• Data extract:

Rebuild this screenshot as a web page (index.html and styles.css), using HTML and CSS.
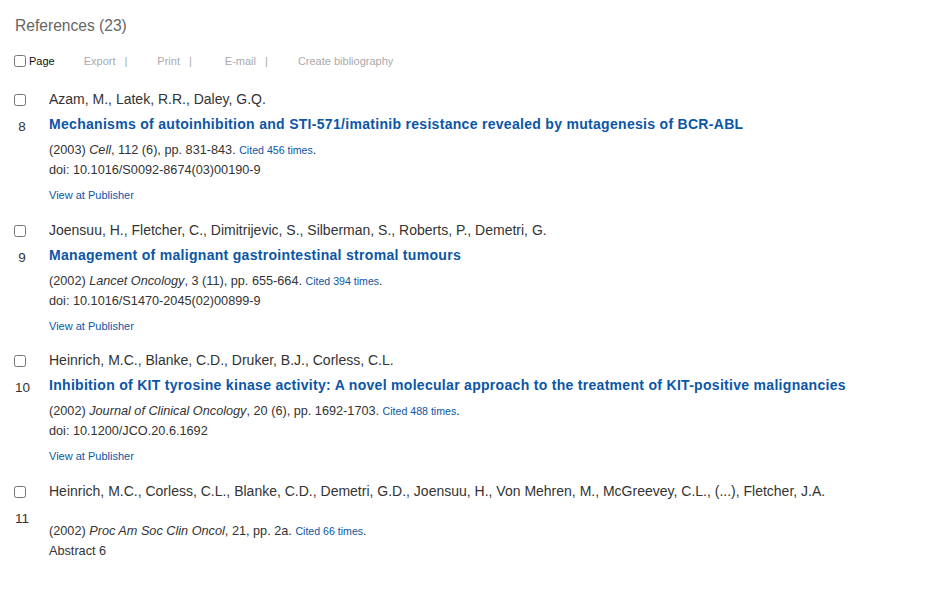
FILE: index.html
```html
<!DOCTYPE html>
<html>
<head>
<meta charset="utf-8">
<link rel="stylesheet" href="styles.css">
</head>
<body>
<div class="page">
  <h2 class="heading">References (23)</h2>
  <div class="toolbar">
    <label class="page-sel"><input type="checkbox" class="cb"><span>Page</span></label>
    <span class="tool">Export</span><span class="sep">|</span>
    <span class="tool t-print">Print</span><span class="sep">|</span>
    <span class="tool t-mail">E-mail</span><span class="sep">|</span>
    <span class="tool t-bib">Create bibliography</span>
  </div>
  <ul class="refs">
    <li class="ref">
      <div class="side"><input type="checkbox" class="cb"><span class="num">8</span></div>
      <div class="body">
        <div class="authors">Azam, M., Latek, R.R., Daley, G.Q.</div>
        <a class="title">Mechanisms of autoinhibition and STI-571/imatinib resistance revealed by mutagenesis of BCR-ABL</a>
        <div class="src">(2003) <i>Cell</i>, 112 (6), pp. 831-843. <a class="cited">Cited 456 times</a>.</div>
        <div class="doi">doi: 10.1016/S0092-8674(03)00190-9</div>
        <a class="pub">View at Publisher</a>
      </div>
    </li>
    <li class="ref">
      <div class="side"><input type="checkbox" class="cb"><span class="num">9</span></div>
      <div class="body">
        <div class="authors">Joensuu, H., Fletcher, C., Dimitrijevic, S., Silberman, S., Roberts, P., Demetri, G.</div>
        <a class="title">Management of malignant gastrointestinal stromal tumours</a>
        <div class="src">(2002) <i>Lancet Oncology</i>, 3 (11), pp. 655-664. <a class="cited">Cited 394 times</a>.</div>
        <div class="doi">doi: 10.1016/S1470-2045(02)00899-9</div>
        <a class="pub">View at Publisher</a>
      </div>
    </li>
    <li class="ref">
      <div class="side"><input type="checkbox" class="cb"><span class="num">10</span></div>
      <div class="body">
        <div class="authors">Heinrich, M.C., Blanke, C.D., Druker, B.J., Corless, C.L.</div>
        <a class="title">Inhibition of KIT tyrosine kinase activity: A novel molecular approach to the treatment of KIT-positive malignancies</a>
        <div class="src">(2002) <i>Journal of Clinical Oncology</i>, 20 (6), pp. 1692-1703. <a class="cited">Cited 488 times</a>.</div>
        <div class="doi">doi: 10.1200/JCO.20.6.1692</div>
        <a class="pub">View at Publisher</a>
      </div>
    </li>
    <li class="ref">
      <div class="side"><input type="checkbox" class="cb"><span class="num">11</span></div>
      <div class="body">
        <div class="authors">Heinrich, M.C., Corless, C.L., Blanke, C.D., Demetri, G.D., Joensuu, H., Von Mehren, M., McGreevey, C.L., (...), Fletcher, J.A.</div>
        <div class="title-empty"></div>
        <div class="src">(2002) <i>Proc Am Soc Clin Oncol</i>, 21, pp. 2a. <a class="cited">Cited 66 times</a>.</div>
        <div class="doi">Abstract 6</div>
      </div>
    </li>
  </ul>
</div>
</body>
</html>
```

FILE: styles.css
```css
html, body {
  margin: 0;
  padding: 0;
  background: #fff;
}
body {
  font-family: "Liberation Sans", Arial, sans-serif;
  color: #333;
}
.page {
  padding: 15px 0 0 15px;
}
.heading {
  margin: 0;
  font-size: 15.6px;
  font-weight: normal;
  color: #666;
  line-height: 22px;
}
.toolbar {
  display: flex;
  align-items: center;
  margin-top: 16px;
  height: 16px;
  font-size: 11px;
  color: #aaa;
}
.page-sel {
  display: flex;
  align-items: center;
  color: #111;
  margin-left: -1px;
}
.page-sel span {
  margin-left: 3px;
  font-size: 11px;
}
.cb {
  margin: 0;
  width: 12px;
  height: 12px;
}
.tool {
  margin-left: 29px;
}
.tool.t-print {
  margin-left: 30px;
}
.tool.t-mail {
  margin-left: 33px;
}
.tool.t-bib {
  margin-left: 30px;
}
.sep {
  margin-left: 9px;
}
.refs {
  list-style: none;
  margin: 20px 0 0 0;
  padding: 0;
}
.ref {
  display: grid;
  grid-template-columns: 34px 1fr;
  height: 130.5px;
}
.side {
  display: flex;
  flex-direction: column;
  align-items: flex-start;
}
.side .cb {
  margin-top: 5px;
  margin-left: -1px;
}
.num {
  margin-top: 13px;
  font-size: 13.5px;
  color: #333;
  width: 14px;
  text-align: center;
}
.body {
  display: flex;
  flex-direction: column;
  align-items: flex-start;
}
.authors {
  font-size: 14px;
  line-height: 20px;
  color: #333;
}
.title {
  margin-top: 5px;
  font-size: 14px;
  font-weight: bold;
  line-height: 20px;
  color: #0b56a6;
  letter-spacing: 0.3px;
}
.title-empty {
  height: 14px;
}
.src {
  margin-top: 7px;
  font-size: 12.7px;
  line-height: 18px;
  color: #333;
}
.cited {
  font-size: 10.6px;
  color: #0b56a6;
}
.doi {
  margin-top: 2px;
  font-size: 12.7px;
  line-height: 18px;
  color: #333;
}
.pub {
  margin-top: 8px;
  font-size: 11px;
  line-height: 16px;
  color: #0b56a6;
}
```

• Written instruction:
Without including any pictures, reproduce the listing exactly.

• Written response:
Rebuild this screenshot as a web page (index.html and styles.css), using HTML and CSS.
FILE: index.html
```html
<!DOCTYPE html>
<html>
<head>
<meta charset="utf-8">
<link rel="stylesheet" href="styles.css">
</head>
<body>
<div class="page">
  <h2 class="heading">References (23)</h2>
  <div class="toolbar">
    <label class="page-sel"><input type="checkbox" class="cb"><span>Page</span></label>
    <span class="tool">Export</span><span class="sep">|</span>
    <span class="tool t-print">Print</span><span class="sep">|</span>
    <span class="tool t-mail">E-mail</span><span class="sep">|</span>
    <span class="tool t-bib">Create bibliography</span>
  </div>
  <ul class="refs">
    <li class="ref">
      <div class="side"><input type="checkbox" class="cb"><span class="num">8</span></div>
      <div class="body">
        <div class="authors">Azam, M., Latek, R.R., Daley, G.Q.</div>
        <a class="title">Mechanisms of autoinhibition and STI-571/imatinib resistance revealed by mutagenesis of BCR-ABL</a>
        <div class="src">(2003) <i>Cell</i>, 112 (6), pp. 831-843. <a class="cited">Cited 456 times</a>.</div>
        <div class="doi">doi: 10.1016/S0092-8674(03)00190-9</div>
        <a class="pub">View at Publisher</a>
      </div>
    </li>
    <li class="ref">
      <div class="side"><input type="checkbox" class="cb"><span class="num">9</span></div>
      <div class="body">
        <div class="authors">Joensuu, H., Fletcher, C., Dimitrijevic, S., Silberman, S., Roberts, P., Demetri, G.</div>
        <a class="title">Management of malignant gastrointestinal stromal tumours</a>
        <div class="src">(2002) <i>Lancet Oncology</i>, 3 (11), pp. 655-664. <a class="cited">Cited 394 times</a>.</div>
        <div class="doi">doi: 10.1016/S1470-2045(02)00899-9</div>
        <a class="pub">View at Publisher</a>
      </div>
    </li>
    <li class="ref">
      <div class="side"><input type="checkbox" class="cb"><span class="num">10</span></div>
      <div class="body">
        <div class="authors">Heinrich, M.C., Blanke, C.D., Druker, B.J., Corless, C.L.</div>
        <a class="title">Inhibition of KIT tyrosine kinase activity: A novel molecular approach to the treatment of KIT-positive malignancies</a>
        <div class="src">(2002) <i>Journal of Clinical Oncology</i>, 20 (6), pp. 1692-1703. <a class="cited">Cited 488 times</a>.</div>
        <div class="doi">doi: 10.1200/JCO.20.6.1692</div>
        <a class="pub">View at Publisher</a>
      </div>
    </li>
    <li class="ref">
      <div class="side"><input type="checkbox" class="cb"><span class="num">11</span></div>
      <div class="body">
        <div class="authors">Heinrich, M.C., Corless, C.L., Blanke, C.D., Demetri, G.D., Joensuu, H., Von Mehren, M., McGreevey, C.L., (...), Fletcher, J.A.</div>
        <div class="title-empty"></div>
        <div class="src">(2002) <i>Proc Am Soc Clin Oncol</i>, 21, pp. 2a. <a class="cited">Cited 66 times</a>.</div>
        <div class="doi">Abstract 6</div>
      </div>
    </li>
  </ul>
</div>
</body>
</html>
```

FILE: styles.css
```css
html, body {
  margin: 0;
  padding: 0;
  background: #fff;
}
body {
  font-family: "Liberation Sans", Arial, sans-serif;
  color: #333;
}
.page {
  padding: 15px 0 0 15px;
}
.heading {
  margin: 0;
  font-size: 15.6px;
  font-weight: normal;
  color: #666;
  line-height: 22px;
}
.toolbar {
  display: flex;
  align-items: center;
  margin-top: 16px;
  height: 16px;
  font-size: 11px;
  color: #aaa;
}
.page-sel {
  display: flex;
  align-items: center;
  color: #111;
  margin-left: -1px;
}
.page-sel span {
  margin-left: 3px;
  font-size: 11px;
}
.cb {
  margin: 0;
  width: 12px;
  height: 12px;
}
.tool {
  margin-left: 29px;
}
.tool.t-print {
  margin-left: 30px;
}
.tool.t-mail {
  margin-left: 33px;
}
.tool.t-bib {
  margin-left: 30px;
}
.sep {
  margin-left: 9px;
}
.refs {
  list-style: none;
  margin: 20px 0 0 0;
  padding: 0;
}
.ref {
  display: grid;
  grid-template-columns: 34px 1fr;
  height: 130.5px;
}
.side {
  display: flex;
  flex-direction: column;
  align-items: flex-start;
}
.side .cb {
  margin-top: 5px;
  margin-left: -1px;
}
.num {
  margin-top: 13px;
  font-size: 13.5px;
  color: #333;
  width: 14px;
  text-align: center;
}
.body {
  display: flex;
  flex-direction: column;
  align-items: flex-start;
}
.authors {
  font-size: 14px;
  line-height: 20px;
  color: #333;
}
.title {
  margin-top: 5px;
  font-size: 14px;
  font-weight: bold;
  line-height: 20px;
  color: #0b56a6;
  letter-spacing: 0.3px;
}
.title-empty {
  height: 14px;
}
.src {
  margin-top: 7px;
  font-size: 12.7px;
  line-height: 18px;
  color: #333;
}
.cited {
  font-size: 10.6px;
  color: #0b56a6;
}
.doi {
  margin-top: 2px;
  font-size: 12.7px;
  line-height: 18px;
  color: #333;
}
.pub {
  margin-top: 8px;
  font-size: 11px;
  line-height: 16px;
  color: #0b56a6;
}
```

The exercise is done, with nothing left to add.